Henry M Stanley, Vasco Da Gama, David Livingstone, and John H Speke are among first Europeans explorers to set foot in Africa, besides being said to have discovered a river here or a mountain there.
They are also said to have opened up the continent to the outside world and its civilisation. Yet, when some Africans try to reach Europe, they are declared to be illegal migrants and oft times, are subjected to humiliation.
Human existence is never complete without their movement or migration in search of better living environments or friendly neighbours. The possible outcome is either rejection or acceptance. Perhaps, the search is an ideal one, thus the struggle for the futile state of equilibrium.
For the Europeans, a mixture of adventure, greed and idealism first drove them to foreign lands. With their military, economic and technological supremacy, the people of other continents were easy prey to suppression.
Whatever they wanted and thought that it would be of importance to their set up, they just got it or simply grabbed it.
Sir Charles Elliot, the First Commissioner of the East Africa Protectorate (1894) said, "We have in East Africa the rare experience of dealing with a tabula rasa, an almost untouched and sparsely inhabited country where we can do as we will."
Against this backdrop were racial bigotry, slave trade and slavery, crimes that characterised the height of colonial imperialism.
The people of Africa in America’s southern states did not go there as tourists. Their ancestors were dragged while screaming and wailing into the ships that took them there as slaves. They were full-blooded
Africans whose labour built the wealth of the country and the empire we now call the United States of America.
Labour unpaid for, taken through violence, was shipped to the Caribbean and America under conditions that destroyed life in the interests of maximum profit. Once in the Americas, Africans were forced to work on plantations owned by Europeans, cultivating sugar and cotton for the enrichment of Europeans in America and Europe.
Ironically, the most dreaded journey a century or so ago is the most cherished and perceived as the only escape from the pangs of abject poverty, wars, starvation, and HIV/Aids.
The would-be illegal migrants — mostly from Senegal, Guinea-Bissau, and Gambia, the Canary Island — presents the hope of escaping from the weary continent. The migrant traffickers travel long distances in rickety boats, which often capsize or if they are caught, are sent back to their poverty-stricken countries.
Inasmuch as we were seen as barbaric and backward, thus the need to be civilised, the search for those values has cost the African a lot. As we strive to live, eat, sleep, walk, dance, smile and possibly drink like our colonisers, our resources continue to benefit them. The search for an African is multi-pronged. There are refugees, fleeing from their homes, the political asylum seekers, those after the greener pastures and even the students seeking western space in western colleges.

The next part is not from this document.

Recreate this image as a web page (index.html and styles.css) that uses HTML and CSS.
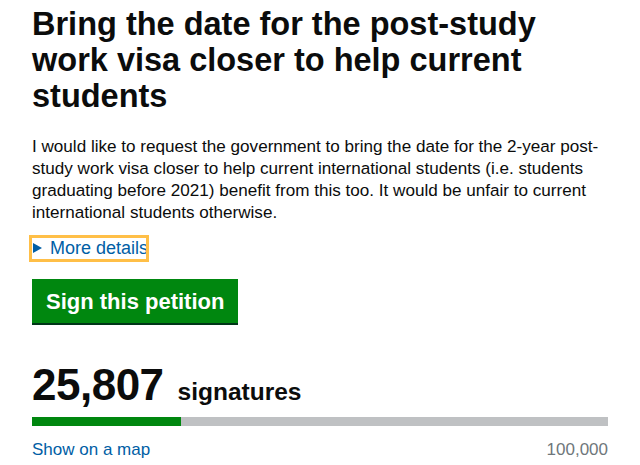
FILE: index.html
```html
<!DOCTYPE html>
<html lang="en-GB">
<head>
  <meta charset="utf-8">
  <title>Bring the date for the post-study work visa closer to help current students</title>
  <link rel="stylesheet" href="styles.css">
</head>
<body>

  <main id="petition" class="column">
    <h1 id="petition-title">Bring the date for the post-study work visa closer to help current students</h1>
    <p id="petition-action">I would like to request the government to bring the date for the 2-year post-study work visa closer to help current international students (i.e. students graduating before 2021) benefit from this too. It would be unfair to current international students otherwise.</p>

    <div id="details-container">
      <a id="more-details" class="link focused" href="#details">
        <span class="arrow"></span>More details
      </a>
    </div>

    <div id="sign-container">
      <a id="sign-button" class="button" href="#sign">Sign this petition</a>
    </div>

    <div id="signature-count">
      <p class="count"><span class="count-number">25,807</span> <span class="count-label">signatures</span></p>
      <div class="progress-bar">
        <span class="progress-fill" style="width: 25.807%"></span>
      </div>
      <div class="count-footer">
        <a class="link" href="#map">Show on a map</a>
        <span class="threshold">100,000</span>
      </div>
    </div>
  </main>

</body>
</html>
```

FILE: styles.css
```css
* {
  box-sizing: border-box;
}
body {
  margin: 0;
  background-color: #fff;
  font-family: "Liberation Sans", Arial, sans-serif;
  color: #0b0c0c;
}
p {
  margin: 0;
}
a {
  text-decoration: none;
}
.column {
  width: 576px;
  margin-left: 32px;
  display: flex;
  flex-direction: column;
}
.link {
  color: #005ea5;
}
#petition-title {
  margin: 6px 0 0;
  font-size: 32.5px;
  line-height: 36px;
  font-weight: bold;
}
#petition-action {
  margin-top: 22px;
  font-size: 17.1px;
  line-height: 22px;
}
#details-container {
  margin-top: 10.5px;
  display: flex;
}
#more-details {
  display: flex;
  align-items: center;
  margin-left: -3px;
  padding: 0 1px 0 4px;
  height: 27px;
  font-size: 18px;
  outline: 3px solid #ffbf47;
  outline-offset: -3px;
}
.arrow {
  width: 0;
  height: 0;
  border-top: 5px solid transparent;
  border-bottom: 5px solid transparent;
  border-left: 9px solid #005ea5;
  margin-right: 8px;
}
#sign-container {
  margin-top: 17px;
  display: flex;
}
.button {
  display: inline-block;
  padding: 0 14px;
  height: 44px;
  line-height: 46px;
  font-size: 22px;
  font-weight: bold;
  color: #fff;
  background-color: #00870f;
  box-shadow: 0 2px 0 #003618;
}
#signature-count {
  margin-top: 37.5px;
}
.count {
  display: flex;
  align-items: baseline;
  height: 50px;
  line-height: 50px;
}
.count-number {
  font-size: 44px;
  font-weight: bold;
  letter-spacing: -0.5px;
  margin-right: 14px;
}
.count-label {
  font-size: 24.5px;
  font-weight: bold;
}
.progress-bar {
  margin-top: 6.5px;
  height: 9px;
  background-color: #bfc1c3;
  display: flex;
}
.progress-fill {
  display: block;
  height: 100%;
  background-color: #00870f;
}
.count-footer {
  margin-top: 14.5px;
  display: flex;
  justify-content: space-between;
  font-size: 17px;
}
.threshold {
  color: #6f777b;
}
```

We continue to make them benefit from our sweat like no other time in history. We only get back a paltry of our contribution towards their development in terms of aid grants or emergencies when man-made or natural disasters wreak havoc.
Creating a better environment so as to exploit our full potentials is never among the leaders’ priorities. Theirs is only to import high cost vehicles, clothes, and jewellery at the expense of the common man. They loot and salt away a substantial amount of the resources. No wonder we continue begging for assistance whenever we are stretched beyond capacity.
In the book The Wretched of the Earth, Frantz Fanon writes, ‘The native is declared insensible to ethics; he represents not only absence of values, but also the negation of values.
He is, let us dare to admit, the enemy of values, and in this sense, he is the absolute evil. He is the corrosive element destroying all that comes near him; he is the deforming element disfiguring all that has to do with beauty or morality.’
The search for values we are striving for is polarising and balkanising our respective countries along tribal, regional and ethnic lines. This has seen a skewed and uneven allocation of national resources to a point that some parts remain virtually poor only contributing to the development of other parts.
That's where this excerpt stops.